======== Data segment
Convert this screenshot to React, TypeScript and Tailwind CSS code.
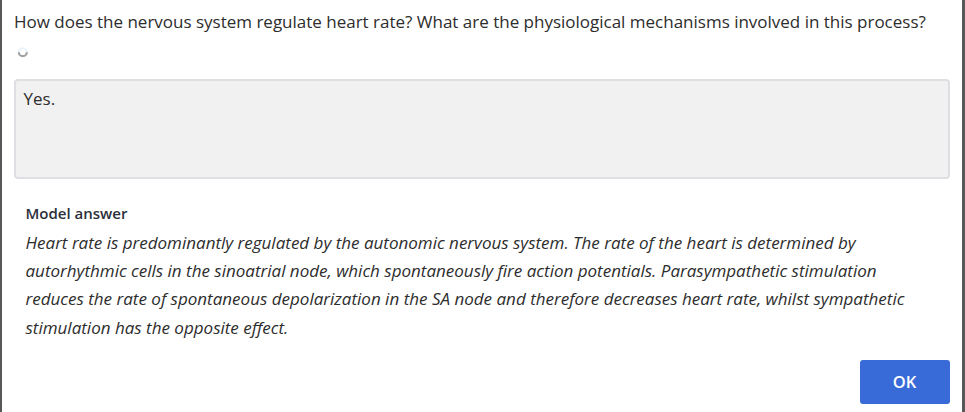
import React from "react";

const answerLines: string[] = [
  "Heart rate is predominantly regulated by the autonomic nervous system. The rate of the heart is determined by",
  "autorhythmic cells in the sinoatrial node, which spontaneously fire action potentials. Parasympathetic stimulation",
  "reduces the rate of spontaneous depolarization in the SA node and therefore decreases heart rate, whilst sympathetic",
  "stimulation has the opposite effect.",
];

export default function App() {
  return (
    <main className="flex h-[412px] w-[965px] flex-col overflow-hidden border-l-2 border-r-[3px] border-[#58585a] bg-white pl-3 pr-3 font-['Open_Sans',sans-serif] text-[17px] text-[#2d2d2d]">
      <p className="mt-[10px] h-6 whitespace-nowrap leading-6 tracking-[-0.005px]">
        How does the nervous system regulate heart rate? What are the physiological mechanisms involved in this process?
      </p>
      <svg className="ml-[3px] mt-[12px] h-[13px] w-[12px]" viewBox="0 0 12 13" fill="none">
        <circle cx="5.8" cy="6.2" r="4" stroke="#e9f4fd" strokeWidth="2" />
        <path d="M1.8 6.2A4 4 0 0 0 9.8 6.2" stroke="#a3a3a3" strokeWidth="2.2" />
      </svg>
      <div className="mt-5 h-[100px] shrink-0 rounded-[4px] border-2 border-[#dfdfe3] bg-[#f1f1f1] px-[7.5px] pt-[6px] leading-6">
        Yes.
      </div>
      <section className="ml-[11.5px] mt-[20px]">
        <h2 className="text-[15px] font-semibold leading-7 text-[#2b303a]">Model answer</h2>
        <div className="mt-[1.75px] italic leading-[28.3px]">
          {answerLines.map((line) => (
            <p key={line} className="whitespace-nowrap">{line}</p>
          ))}
        </div>
      </section>
      <button className="mt-[18px] h-11 w-[90px] shrink-0 self-end rounded-[3px] bg-[#386bd7] pr-[1px] text-[16.5px] font-semibold text-white">
        OK
      </button>
    </main>
  );
}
================
What you need to do:
From the first line above to the line containing "import React from", repeat each line exactly. Pictures stay out.

Response to the task:
Convert this screenshot to React, TypeScript and Tailwind CSS code.
import React from "react";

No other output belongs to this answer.